Wendy Pidel, who lives on Main Street in Ellicott City, watched the county’s announcement on Facebook. Pidel tuned into the livestream because one of the projects is set to happen right outside her home, and she wanted a better understanding of the timeline.

“[I have] a renewed sense of optimism [that it’s] going to be done,” Pidel said of the flood mitigation projects. “I have a renewed sense of optimism moving forward.”

The entirety of the Safe and Sound Plan, announced in May 2019, is estimated to cost $113 million to $140 million and be completed by mid-2025.

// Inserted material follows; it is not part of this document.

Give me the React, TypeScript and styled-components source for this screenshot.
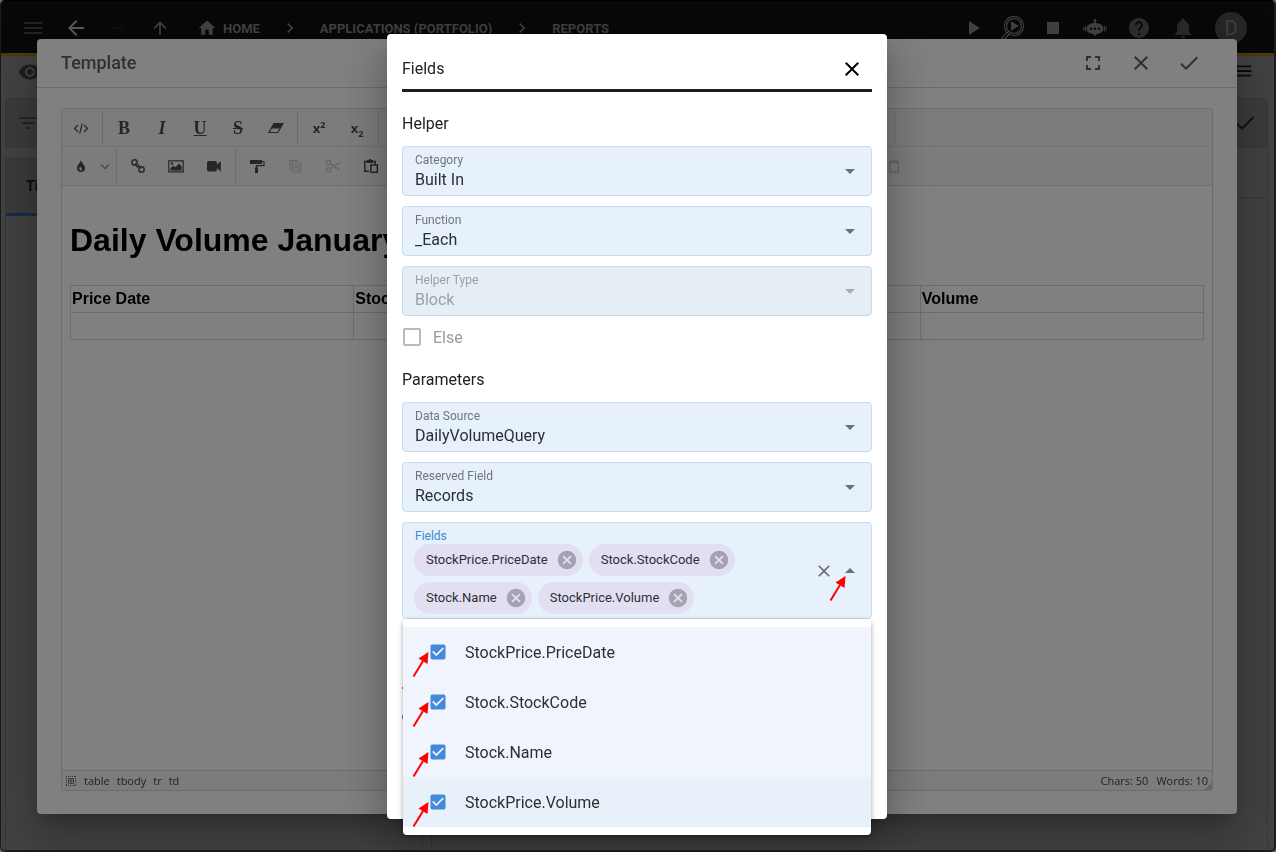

In April, the county acquired the last of the 10 Ellicott City properties needed to proceed with the demolition phase of the plan: razing four buildings and tearing down the back portions of another six. To complete the demolition and removal of these buildings, the county needs to complete federal historic preservation assessments of the proposed changes to the buildings.

The next step is a Sept. 9 public meeting at which the U.S. Army Corps of Engineers and Maryland Department of the Environment will host a discussion of the historic preservation process. People and groups who potentially could be affected by the proposed work were invited to testify, according to the county.

The county has said it anticipates the work will get the needed state and federal approvals by the beginning of next year. At the news conference, Ball said he expected to see demolition of the four buildings before June 30.

Shaina Hernandez, a senior policy adviser for Ball, said the remaining five projects will have a firmer timeline once the county secures funding. Hernandez also said some of those projects will impact the day-to-day life of Ellicott City residents minimally.